By Andrew Orlowski in San Francisco forThe
Register.
This article has been reproduced with permission.
"I literally feel," wrote Torvalds, "that we do not, as software
developers, have the moral right to enforce our rules on hardware
manufacturers. We are not crusaders, trying to force people to bow
to our superior God."
Since the crusades were a foreign adventure responsible for the
deaths of tens of thousands, that's not the most diplomatic
response, and FSF counsel Eben Moglen refused to be drawn into
retaliation when we contacted him for comment.
Moglen did say that as part of the lengthy, worldwide
consultation process for GPL v3.0 he'd be issuing further
clarification on the two most controversial parts of the new
license, Sections three and seven. We'll examine the particulars in
a moment.
But stressing that he was speaking in general terms, Moglen told
us this –
"Freedom is not about what works well. It's about what defends
freedom when it can be given an intellectually rigorous and
internally rigorous conception. We want to have a conversation on
whether we are drafting it in a way to achieve this," he said.
"The question presented by DRM is not whether it can have good
purposes, or whether it serves socially useful ends sometimes. It's
whether user disempowerment at a time when technology is
moving to embrace the users' whole life is a risk we can run
to gain some particular benefit."
Don't let the means dictate the ends, he seems to be saying.
Torvalds' remarks have uncomfortable echoes of last year's
BitKeeper episode, when Torvalds dimissed the concerns of his
kernel developers and mocked the ethical dimension of software
development.
But if Linux isn't about ethics, then what is its
purpose? And if open source simply means 'free' (as in beer) code
at the end of the day, and it's not about changing the world, then
why is it different to a BSD?
Let's examine how we got here.
How GPL got Linux out of the lab
The Linux kernel which Torvalds controls (Torvalds also owns the
Linux trademark) is the best known and most popular piece of
software libre in the world, and owes its popularity and respect in
no small part to the freedoms guaranteed by the FSF General Public
License. This license gives the recipient the right to modify and
distribute the code, but more importantly, ensures a downstream
recipient fulfills the same obligations.
The FSF doesn't update this GPL very often. It last did so with
version 2.0 in 1991, with a minor addendum (the LGPL) appearing a
few years later, and version 3.0 has been racing our way with all
the speed of a continental plate stuck in a tectonic traffic jam
for several years now. Its ratification looks some way away too. As
it turns out, this is quite deliberate, as Linux is big business
now, and the FSF is engaging on a massive consensus building
project to make sure everyone's on board.

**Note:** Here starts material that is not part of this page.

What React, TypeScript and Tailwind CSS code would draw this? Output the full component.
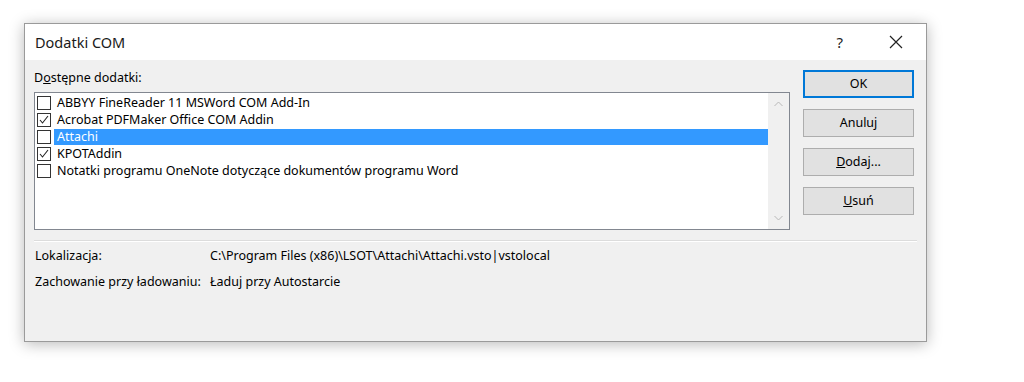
const items = [
    { name: "ABBYY FineReader 11 MSWord COM Add-In", checked: false },
    { name: "Acrobat PDFMaker Office COM Addin", checked: true },
    { name: "Attachi", checked: false, selected: true },
    { name: "KPOTAddin", checked: true },
    { name: "Notatki programu OneNote dotyczące dokumentów programu Word", checked: false },
];

const font = { fontFamily: '"Noto Sans", "Open Sans", sans-serif' };

const CheckBox = ({ checked }: { checked: boolean }) => (
    <span className="w-[14px] h-[14px] border border-[#333] bg-white flex items-center justify-center shrink-0">
        {checked && (
            <svg width="12" height="12" viewBox="0 0 12 12">
                <path d="M2 6 L4.5 9 L10 2" fill="none" stroke="#222" strokeWidth="1.1" />
            </svg>
        )}
    </span>
);

const DialogButton = ({ children, primary }: { children: React.ReactNode; primary?: boolean }) => (
    <button
        className={
            "h-[28px] w-[111px] bg-[#e1e1e1] text-[12.5px] text-black flex items-center justify-center " +
            (primary ? "border-2 border-[#0078d7]" : "border border-[#adadad]")
        }
    >
        {children}
    </button>
);

const Chevron = ({ up }: { up?: boolean }) => (
    <svg width="9" height="6" viewBox="0 0 9 6">
        <path
            d={up ? "M0.5 5 L4.5 1 L8.5 5" : "M0.5 1 L4.5 5 L8.5 1"}
            fill="none"
            stroke="#b8b8b8"
            strokeWidth="1"
        />
    </svg>
);

export default function App() {
    return (
        <div className="w-[1024px] h-[382px] bg-white pt-[23px] pl-[24px]" style={font}>
            <div className="w-[903px] h-[319px] border border-[#9a9a9a] bg-[#f0f0f0] flex flex-col shadow-[0_2px_14px_rgba(0,0,0,0.28)]">
                {/* title bar */}
                <div className="h-[36px] bg-white flex items-center pl-[10px] pr-[20px]">
                    <span className="text-[14.5px] text-[#1a1a1a] pt-[1px]">Dodatki COM</span>
                    <span className="ml-auto text-[15px] text-[#222] mr-[46px]">?</span>
                    <svg width="14" height="14" viewBox="0 0 14 14" className="mr-[3px]">
                        <path d="M1 1 L13 13 M13 1 L1 13" stroke="#222" strokeWidth="1.2" />
                    </svg>
                </div>

                {/* body */}
                <div className="flex-1 px-[9px] pt-[10px]">
                    <div className="flex">
                        <div className="w-[756px]">
                            <div className="h-[22px] text-[12.5px] leading-[16px] text-black">
                                D<span className="underline">o</span>stępne dodatki:
                            </div>
                            <div className="h-[138px] border border-[#828790] bg-white flex">
                                <div className="flex-1 pt-[1px] pl-[2px]">
                                    {items.map((item) => (
                                        <div key={item.name} className="h-[17px] flex items-center">
                                            <CheckBox checked={item.checked} />
                                            <span
                                                className={
                                                    "flex-1 h-[16px] ml-[3px] pl-[3px] text-[12.5px] leading-[16px] whitespace-nowrap " +
                                                    (item.selected ? "bg-[#3399ff] text-white" : "text-black")
                                                }
                                            >
                                                {item.name}
                                            </span>
                                        </div>
                                    ))}
                                </div>
                                <div className="w-[21px] bg-[#f0f0f0] flex flex-col items-center justify-between py-[8px]">
                                    <Chevron up />
                                    <Chevron />
                                </div>
                            </div>
                        </div>

                        <div className="ml-[13px] flex flex-col gap-[11px]">
                            <DialogButton primary>OK</DialogButton>
                            <DialogButton>Anuluj</DialogButton>
                            <DialogButton>
                                <span className="underline">D</span>odaj...
                            </DialogButton>
                            <DialogButton>
                                <span className="underline">U</span>suń
                            </DialogButton>
                        </div>
                    </div>

                    <div className="mt-[10px] w-[883px] h-[2px] border-t border-[#dcdcdc] border-b border-b-white" />

                    <div className="mt-[6px] text-[12.5px] leading-[16px] text-black">
                        <div className="flex pl-[1px]">
                            <span className="w-[175px]">Lokalizacja:</span>
                            <span>C:\Program Files (x86)\LSOT\Attachi\Attachi.vsto|vstolocal</span>
                        </div>
                        <div className="flex pl-[1px] mt-[10px]">
                            <span className="w-[175px]">Zachowanie przy ładowaniu:</span>
                            <span>Ładuj przy Autostarcie</span>
                        </div>
                    </div>
                </div>
            </div>
        </div>
    );
}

The FSF also has an additional issue to deal with that it didn't
have in 1991, which is that the words "free" and "open" are today
often used as broad-brush term, with the implication that they're
synonymous and interchangeable. They're not, but when Linux looked
set to conquer all before it, and was finding its way into computer
systems ranging from phones to mainframes, and world domination was
only a matter of time, the difference could be blamed on semantic
nit-picking. Didn't open and freedom just mean the same thing?
Something else happened, too. The phrase "open source" became an
invitation for any opportunistic wanker to hitch a free ride,
hoping some of this magic would rub off, and turn into a lucrative
pay day.
We saw the influential, Blair-ite think tank Demos team up with
Douglas Rushkoff to suggest "open source democracy", which amounted
to little more than a catchphrase. A rag bag, free-for-all trivia
website morphed into "Wikipedia", which laid claim to be the
world's greatest encyclopedia (that's turning out to be exactly
what you'd expect it to be). Some sophists claim to have created
"open source" cookies
the baked, not coded kind. And even the GPL has been disastrously
misapplied, to things that can be, but primarily don't need to
be "modified" to be successful, such as works of art.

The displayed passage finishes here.